U of T also has a short-term working capital fund which is composed of funds that the university must have access to on short notice. Consequently, the investments the fund makes are much more modest and for which “fossil fuel investment isn’t really a factor at all,” according to Gertler. 

Community reaction

Community members reacted positively to the announcement, with activists celebrating the victory, which comes after years of campaigning for divestment. However, many are also cautious about celebrating, knowing that there is still work to be done.

In an email to The Varsity, Leap U of T noted that the divestment commitment does not apply to U of T’s pension plan and that it does not mention the social and political implications of divestment connected to land disputes or colonial violence. 

This only further contributes to the evidence that UofT was in little to no way morally incentivized to divest, but rather that divestment was a financially motivated decision that was also convenient for restoring the University’s reputation, having been mired in a variety of scandals over the past year,” Leap U of T claimed.

Leap U of T also told The Varsity that the university lacks financial transparency regarding its direct and indirect investments, adding that given the information it had, most of U of T’s investments in fossil fuels appear to be indirect. Consequently, Leap U of T sees the timeline for divesting from indirect investments as lacklustre, especially given that some universities have committed to doing so within the next five years.

In an interview with The Varsity, Allie Rougeot, a climate activist and U of T alum, expressed a similar cautiousness because of the length of the timeline. She also noted that the federated colleges have separate investment portfolios, which are not included in the larger divestment. She pointed out that U of T is “late in the game” with regards to divestment. 
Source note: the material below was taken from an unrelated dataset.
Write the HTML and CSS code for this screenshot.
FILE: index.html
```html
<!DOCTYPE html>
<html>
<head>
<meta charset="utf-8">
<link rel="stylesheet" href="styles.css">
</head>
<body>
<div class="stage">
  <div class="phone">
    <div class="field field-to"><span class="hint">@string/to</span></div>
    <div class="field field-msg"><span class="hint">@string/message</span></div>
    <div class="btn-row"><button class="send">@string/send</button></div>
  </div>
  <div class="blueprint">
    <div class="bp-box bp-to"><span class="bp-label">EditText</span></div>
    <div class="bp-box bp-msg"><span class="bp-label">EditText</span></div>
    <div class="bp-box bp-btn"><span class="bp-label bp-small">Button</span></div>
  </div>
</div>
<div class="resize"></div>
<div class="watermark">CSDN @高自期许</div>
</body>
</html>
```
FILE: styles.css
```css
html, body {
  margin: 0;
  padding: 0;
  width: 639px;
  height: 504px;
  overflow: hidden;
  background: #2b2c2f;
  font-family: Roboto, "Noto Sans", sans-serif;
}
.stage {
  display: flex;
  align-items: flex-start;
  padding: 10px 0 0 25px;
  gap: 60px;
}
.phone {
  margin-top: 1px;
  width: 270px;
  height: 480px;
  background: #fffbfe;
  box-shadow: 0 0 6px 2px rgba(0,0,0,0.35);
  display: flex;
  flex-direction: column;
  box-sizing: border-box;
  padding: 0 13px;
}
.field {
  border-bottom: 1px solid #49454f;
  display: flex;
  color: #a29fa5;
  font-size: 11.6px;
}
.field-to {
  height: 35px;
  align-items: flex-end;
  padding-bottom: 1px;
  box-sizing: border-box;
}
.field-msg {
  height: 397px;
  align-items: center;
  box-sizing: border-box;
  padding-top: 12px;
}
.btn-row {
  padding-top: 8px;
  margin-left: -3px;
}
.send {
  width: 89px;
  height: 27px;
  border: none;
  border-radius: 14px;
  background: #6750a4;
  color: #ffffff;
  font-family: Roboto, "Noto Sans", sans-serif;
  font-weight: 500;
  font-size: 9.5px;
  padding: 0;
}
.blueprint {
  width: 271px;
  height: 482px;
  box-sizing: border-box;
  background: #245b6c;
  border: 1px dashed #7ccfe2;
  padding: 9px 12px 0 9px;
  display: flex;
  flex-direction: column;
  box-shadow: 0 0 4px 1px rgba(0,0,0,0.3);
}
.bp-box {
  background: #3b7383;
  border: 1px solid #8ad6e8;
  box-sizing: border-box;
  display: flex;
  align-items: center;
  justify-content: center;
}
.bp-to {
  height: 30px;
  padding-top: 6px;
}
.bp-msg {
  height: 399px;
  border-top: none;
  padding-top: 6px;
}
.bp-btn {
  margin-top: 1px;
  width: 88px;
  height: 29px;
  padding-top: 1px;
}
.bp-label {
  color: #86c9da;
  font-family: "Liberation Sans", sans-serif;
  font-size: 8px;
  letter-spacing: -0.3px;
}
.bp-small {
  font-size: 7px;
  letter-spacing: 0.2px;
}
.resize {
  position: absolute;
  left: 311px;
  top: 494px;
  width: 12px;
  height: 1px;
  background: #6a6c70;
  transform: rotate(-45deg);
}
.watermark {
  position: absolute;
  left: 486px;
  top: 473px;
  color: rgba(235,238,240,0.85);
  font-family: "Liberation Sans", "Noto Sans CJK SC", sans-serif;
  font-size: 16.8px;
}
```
Moreover, Rougeot said that U of T still has ways to go to become a leader in climate justice. For her, the next step would be changing U of T’s curriculum to provide students with a really solid foundation on the climate crisis.

As for Leap U of T, it will continue to put pressure on the university, and on the federated colleges in particular, to divest from fossil fuels. 

“We are thrilled that UofT has finally taken this step, but there is much more to be done to ensure the future of our planet and to continue our commitments to the liberation of life and land,” Leap U of T concluded.

Editor’s Note (October 31): This article has been updated to include comment from Gertler, Leap U of T, and Rougeot.